-- The problem --
Set out each line from the following listing that includes the word "index".

-- Material --
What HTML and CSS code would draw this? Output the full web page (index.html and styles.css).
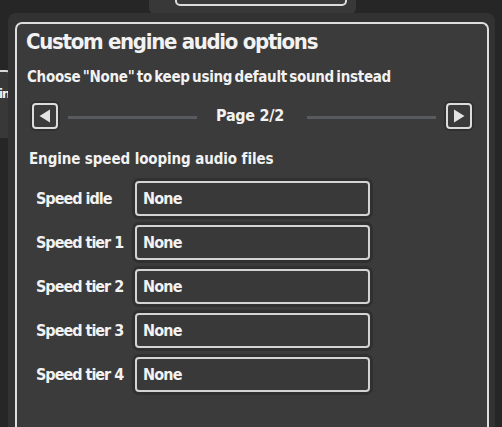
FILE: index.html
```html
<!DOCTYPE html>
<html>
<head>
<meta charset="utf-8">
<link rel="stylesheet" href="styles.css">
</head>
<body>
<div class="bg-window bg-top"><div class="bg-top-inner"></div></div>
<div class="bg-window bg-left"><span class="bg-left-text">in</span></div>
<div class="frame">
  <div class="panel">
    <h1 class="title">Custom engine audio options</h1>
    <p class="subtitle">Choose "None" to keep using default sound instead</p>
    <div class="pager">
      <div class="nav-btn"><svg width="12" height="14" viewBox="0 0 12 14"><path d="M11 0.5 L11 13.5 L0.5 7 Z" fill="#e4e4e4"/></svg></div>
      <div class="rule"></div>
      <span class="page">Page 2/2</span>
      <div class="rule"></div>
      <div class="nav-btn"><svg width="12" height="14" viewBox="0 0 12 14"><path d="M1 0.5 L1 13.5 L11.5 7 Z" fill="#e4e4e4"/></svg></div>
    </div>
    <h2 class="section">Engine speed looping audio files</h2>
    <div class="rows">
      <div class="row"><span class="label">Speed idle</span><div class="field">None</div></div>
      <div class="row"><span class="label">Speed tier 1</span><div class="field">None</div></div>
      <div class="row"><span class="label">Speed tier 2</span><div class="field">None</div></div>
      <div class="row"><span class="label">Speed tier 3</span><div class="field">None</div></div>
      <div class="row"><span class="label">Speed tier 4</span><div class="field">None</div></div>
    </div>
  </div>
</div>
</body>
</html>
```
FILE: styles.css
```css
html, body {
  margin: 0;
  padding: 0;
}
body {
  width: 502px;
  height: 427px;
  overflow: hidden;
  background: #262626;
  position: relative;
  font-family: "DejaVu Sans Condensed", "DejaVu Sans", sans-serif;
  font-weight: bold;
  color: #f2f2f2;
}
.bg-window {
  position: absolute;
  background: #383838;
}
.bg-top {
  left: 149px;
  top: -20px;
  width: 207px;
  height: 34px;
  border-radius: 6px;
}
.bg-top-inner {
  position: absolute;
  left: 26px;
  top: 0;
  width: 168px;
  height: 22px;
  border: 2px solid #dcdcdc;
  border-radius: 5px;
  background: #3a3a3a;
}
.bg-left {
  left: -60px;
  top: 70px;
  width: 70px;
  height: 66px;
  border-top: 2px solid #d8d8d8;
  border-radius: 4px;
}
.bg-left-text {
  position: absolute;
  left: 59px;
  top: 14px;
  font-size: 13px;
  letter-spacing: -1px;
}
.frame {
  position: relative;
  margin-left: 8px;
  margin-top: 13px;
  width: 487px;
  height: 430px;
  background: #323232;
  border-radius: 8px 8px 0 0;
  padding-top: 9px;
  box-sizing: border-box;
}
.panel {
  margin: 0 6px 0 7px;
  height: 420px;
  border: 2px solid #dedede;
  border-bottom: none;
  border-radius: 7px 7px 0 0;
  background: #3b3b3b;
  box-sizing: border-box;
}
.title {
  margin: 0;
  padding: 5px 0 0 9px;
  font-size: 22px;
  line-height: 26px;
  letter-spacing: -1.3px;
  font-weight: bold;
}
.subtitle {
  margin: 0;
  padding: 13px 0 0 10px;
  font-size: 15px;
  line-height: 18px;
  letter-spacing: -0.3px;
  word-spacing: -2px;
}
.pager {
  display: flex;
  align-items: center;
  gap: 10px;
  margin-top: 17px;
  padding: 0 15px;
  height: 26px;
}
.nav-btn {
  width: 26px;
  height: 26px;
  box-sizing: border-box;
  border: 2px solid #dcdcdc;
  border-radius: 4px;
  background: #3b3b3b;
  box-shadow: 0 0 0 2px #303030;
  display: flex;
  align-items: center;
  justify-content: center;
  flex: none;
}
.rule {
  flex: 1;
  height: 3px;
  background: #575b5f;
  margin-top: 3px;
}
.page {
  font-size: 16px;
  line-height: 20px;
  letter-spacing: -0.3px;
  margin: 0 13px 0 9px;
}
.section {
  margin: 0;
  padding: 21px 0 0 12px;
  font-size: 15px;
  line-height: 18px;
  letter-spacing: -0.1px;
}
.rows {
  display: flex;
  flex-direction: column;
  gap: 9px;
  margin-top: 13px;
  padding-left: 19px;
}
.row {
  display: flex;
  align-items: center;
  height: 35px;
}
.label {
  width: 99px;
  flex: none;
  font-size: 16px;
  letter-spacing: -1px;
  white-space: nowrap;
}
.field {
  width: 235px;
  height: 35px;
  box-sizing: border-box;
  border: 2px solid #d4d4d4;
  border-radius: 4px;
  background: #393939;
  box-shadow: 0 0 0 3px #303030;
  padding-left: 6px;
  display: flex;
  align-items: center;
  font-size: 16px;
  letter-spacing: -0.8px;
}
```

-- Worked answer --
What HTML and CSS code would draw this? Output the full web page (index.html and styles.css).
FILE: index.html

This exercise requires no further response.